3rd Kansas City Missouri Invitational TOC and NIETOC Qualifier

2023 — Kansas City/Online, MO/US

ELIGIBILITY AND OUT OF STATE (NON-MO) SCHOOLS

ELIGIBILITY

1 General

All students who are sanctioned by their principals to complete as a member of their school may compete at the KCI.

Students who compete as independents are excluded from participating.

Schools from outside the state of Missouri must indicate their desire to attend ASAP. We have to fill out paperwork. Entries from out of state schools within 2 weeks of the tournament will be accepted on a case by case basis assuming we can get the appropriate sanctioning. Registering on Tabroom.com and entering any entries will cause me to contact the MSHSAA to add your school to the list of approved schools.

All students currently enrolled in grades 9-12 may participate at the KCI.

2 Maverick Debating Rules

Maverick teams are not permitted to enter prior to the tournament. If a team becomes maverick due to an illness of a partner during the tournament, the ill debater may miss no more than 2 debates to be able to return and continue debating. Mavericks may win the debate. Mavericks will not be permitted to clear to elimination rounds.

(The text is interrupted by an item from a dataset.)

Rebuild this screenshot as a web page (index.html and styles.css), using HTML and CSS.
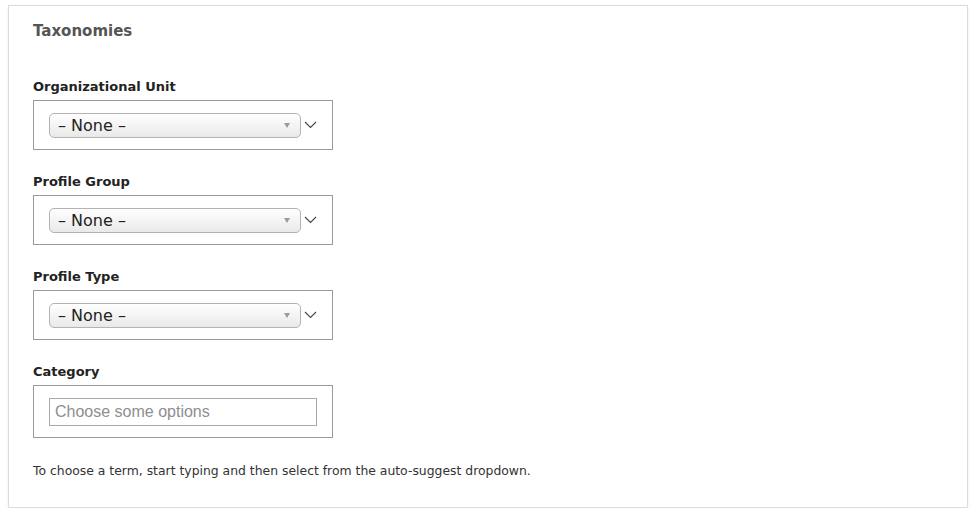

3 Independent entry and adult chaperones

The tournament recognizes the value, and sometimes necessity of some students to compete as independents. However, due to liability concerns of our administration, and MSHSAA regulations no independent entries may compete. All students must be registered by an adult employee of the school district of which they are affiliated.

If your school seems to skirt the definition of “independent” consider these tests:

1. For Missouri schools to compete in a tournament, all entries in the tournament must be from teams representing their school that is a member of the relevant state activities association. Because of the process described in #2, we don't ask for a letter from the school like many other national circuit tournaments do.

2. The determining body for that is the MSHSAA. Which requires a one-month notice. A school does not have to have entries finalized, just have clicked register on Tabroom.com. When we submit the list of out of state schools, the MSHSAA then contacts the school or state activities association to determine if they are eligible to compete. Most schools meet that threshold, and we never hear anything back.

The easy litmus test here is two parts: 1. Is the school a member of the relevant state activities association? 2. Would the students be entered under the name of the school instead of "_________ Independent." If the answer to both is yes, then the school probably passes the test and is able to compete.